- Quien Sabe Ranch
- U.S. National Register of Historic Places
- U.S. Historic district
- Nearest city: Shoshoni, Wyoming
- Coordinates: 43°23′40″N 107°59′35″W﻿ / ﻿43.39444°N 107.99306°W
- Area: 2.2 acres (0.89 ha)
- Architectural style: Vernacular log
- MPS: Pioneer Ranches/Farms in Fremont County MPS
- NRHP reference No.: 91000434
- Added to NRHP: April 18, 1991

= Quien Sabe Ranch =

Quien Sabe Ranch is a ranch in Fremont County, Wyoming, about 18 mi northeast of Shoshoni. The ranch structures date to the 1880s, part of a ranching operation established around 1883 by three English immigrants: Harry Jevons, Richard Ashworth and Richard Berry. The ranch centered on an area next to Hoodoo Creek. At first the ranch was called Hoodoo ranch, but after an altercation with Mexican caballeros who lived in the neighborhood the ranch became known as "Quien Sabe" ("who knows?") for the evasive answers given by the Mexicans to the English ranchers. After a series of transactions between the partners the property was deeded to Ashworth by Jevons to secure a $4747.62 loan. Jevons killed himself after losing his money gambling in Meeteetse.

The main building is the log ranchhouse, measuring 57 ft by 17.5 ft. The low-pitched roof is waterproofed with bentonite clay. Other buildings include a bunkhouse, an icehouse, a blacksmith shop and a dugout.

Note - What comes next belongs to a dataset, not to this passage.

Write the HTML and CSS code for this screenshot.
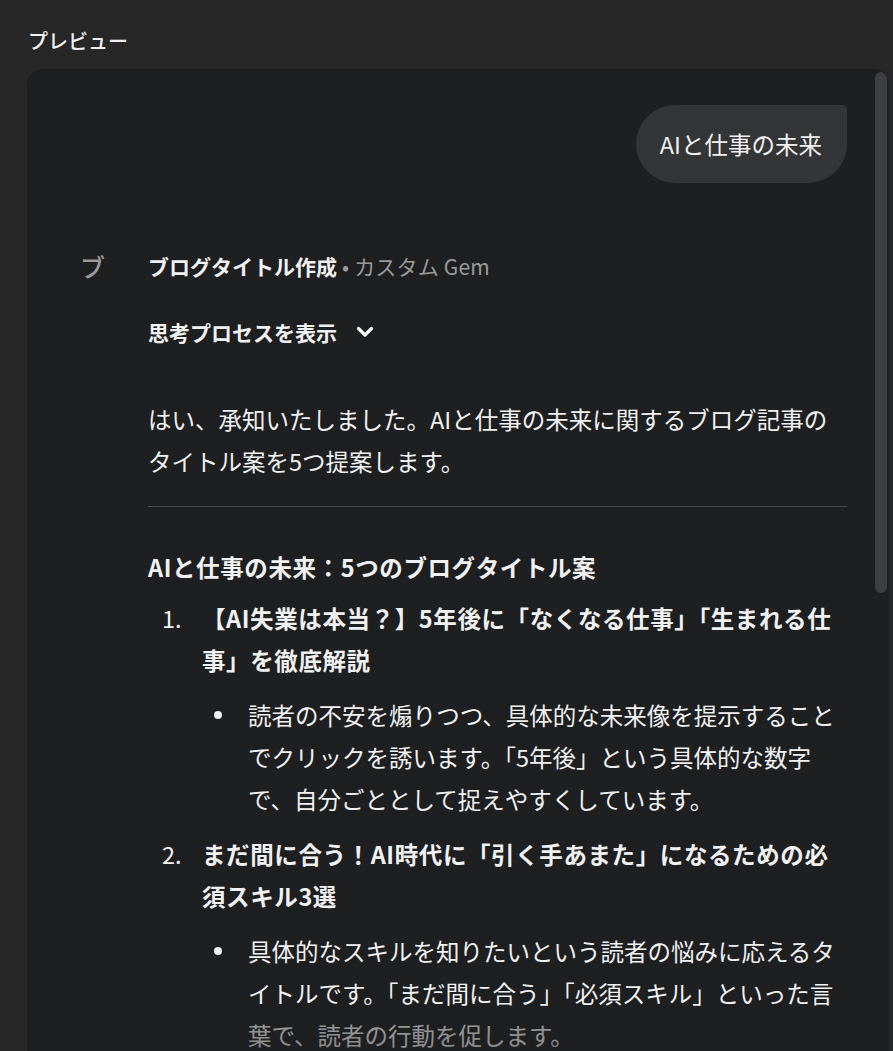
FILE: index.html
```html
<!DOCTYPE html>
<html lang="ja">
<head>
<meta charset="UTF-8">
<meta name="viewport" content="width=device-width,initial-scale=1.0">
<title>プレビュー</title>
<link rel="stylesheet" href="styles.css">
</head>
<body>
    <div class="page">
        <div class="title">プレビュー</div>
        <div class="panel">
            <!--ユーザーの入力-->
            <div class="user-row">
                <div class="bubble">AIと仕事の未来</div>
            </div>
            <!--Gemの返答-->
            <div class="reply">
                <div class="avatar">ブ</div>
                <div class="reply-body">
                    <div class="gem-name"><b>ブログタイトル作成</b><span class="gem-sub"> • カスタム Gem</span></div>
                    <div class="think">思考プロセスを表示
                        <svg width="18" height="12" viewBox="0 0 18 12"><path d="M2.5 2.5l6.5 6.5 6.5-6.5" fill="none" stroke="#fff" stroke-width="3.2" stroke-linecap="round" stroke-linejoin="round"/></svg>
                    </div>
                    <p class="lead">はい、承知いたしました。AIと仕事の未来に関するブログ記事のタイトル案を5つ提案します。</p>
                    <hr class="rule">
                    <h3 class="heading">AIと仕事の未来：5つのブログタイトル案</h3>
                    <ol class="ideas">
                        <li>
                            <div class="idea-title"><span class="num">1.</span><b>【AI失業は本当？】5年後に「なくなる仕事」「生まれる仕事」を徹底解説</b></div>
                            <ul class="notes">
                                <li><span class="dot"></span><span>読者の不安を煽りつつ、具体的な未来像を提示することでクリックを誘います。「5年後」という具体的な数字で、自分ごととして捉えやすくしています。</span></li>
                            </ul>
                        </li>
                        <li>
                            <div class="idea-title"><span class="num">2.</span><b>まだ間に合う！AI時代に「引く手あまた」になるための必須スキル3選</b></div>
                            <ul class="notes">
                                <li><span class="dot"></span><span>具体的なスキルを知りたいという読者の悩みに応えるタイトルです。「まだ間に合う」「必須スキル」といった言葉で、読者の行動を促します。</span></li>
                            </ul>
                        </li>
                    </ol>
                </div>
            </div>
            <div class="scroll-thumb"></div>
        </div>
    </div>
</body>
</html>
```
FILE: styles.css
```css
/*初期化*/
*{
 margin:0;
 padding:0;
 box-sizing:border-box;
 list-style:none;
}
body{
 background:#272727;
 color:#f1f1f1;
 font-family:"Noto Sans CJK JP","Noto Sans",Roboto,sans-serif;
 overflow:hidden;
}
.page{
 padding:27px 4px 0 27px;
 height:1051px;
 display:flex;
 flex-direction:column;
}
.title{
 font-size:20px;
 line-height:28px;
 font-weight:500;
 padding-left:1px;
 margin-bottom:14px;
}
/*プレビュー枠*/
.panel{
 flex:1;
 background:#1e1f21;
 border-radius:16px 16px 0 0;
 padding:36px 42px 0 53px;
 position:relative;
 overflow:hidden;
}
.panel::after{
 content:"";
 position:absolute;
 left:0;
 right:0;
 bottom:0;
 height:38px;
 background:linear-gradient(rgba(30,31,33,0.4),rgba(30,31,33,0.5));
}
.scroll-thumb{
 position:absolute;
 right:2px;
 top:3px;
 width:12px;
 height:521px;
 border-radius:6px;
 background:#3d3e42;
}
.user-row{
 display:flex;
 justify-content:flex-end;
}
.bubble{
 background:#333537;
 font-size:23.5px;
 line-height:40px;
 padding:19px 25px 19px 24px;
 border-radius:39px 5px 39px 39px;
}
/*返答*/
.reply{
 display:flex;
 margin-top:68px;
}
.avatar{
 width:68px;
 flex:none;
 color:#9b9b9b;
 font-size:25px;
 line-height:30px;
 font-weight:500;
}
.reply-body{
 flex:1;
 font-size:23.5px;
}
.gem-name{
 font-size:21px;
 line-height:30px;
}
.gem-sub{
 color:#9a9a9a;
 letter-spacing:0.2px;
}
.think{
 margin-top:36px;
 font-size:21px;
 line-height:30px;
 font-weight:700;
 display:flex;
 align-items:center;
 gap:19px;
}
.lead{
 margin-top:51px;
 line-height:42px;
}
.rule{
 border:none;
 border-top:1px solid #4a4a4c;
 margin-top:24px;
}
.heading{
 margin-top:39px;
 font-size:23.5px;
 line-height:42px;
 letter-spacing:0.6px;
}
.ideas{
 margin-top:9px;
}
.ideas > li + li{
 margin-top:13px;
}
.idea-title{
 display:flex;
 line-height:42px;
}
.idea-title b{
 letter-spacing:0.6px;
}
.num{
 width:54px;
 flex:none;
 padding-left:14px;
}
.notes{
 margin-top:13px;
 padding-left:54px;
}
.notes li{
 display:flex;
 line-height:42px;
}
.dot{
 width:8px;
 height:8px;
 border-radius:50%;
 background:#f1f1f1;
 flex:none;
 margin:17px 26px 0 12px;
}
```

The ranch is associated in oral tradition with Butch Cassidy, who was supposed to have had an interest in the land in the 1890s, but no records apart from an account by Cassidy's sister Lulu Parker Betensen attest to this. The ranch was acquired by Emil Thoren in 1907, whose family kept it through much of the 20th century.

Quien Sabe Ranch was placed on the National Register of Historic Places on April 18, 1991.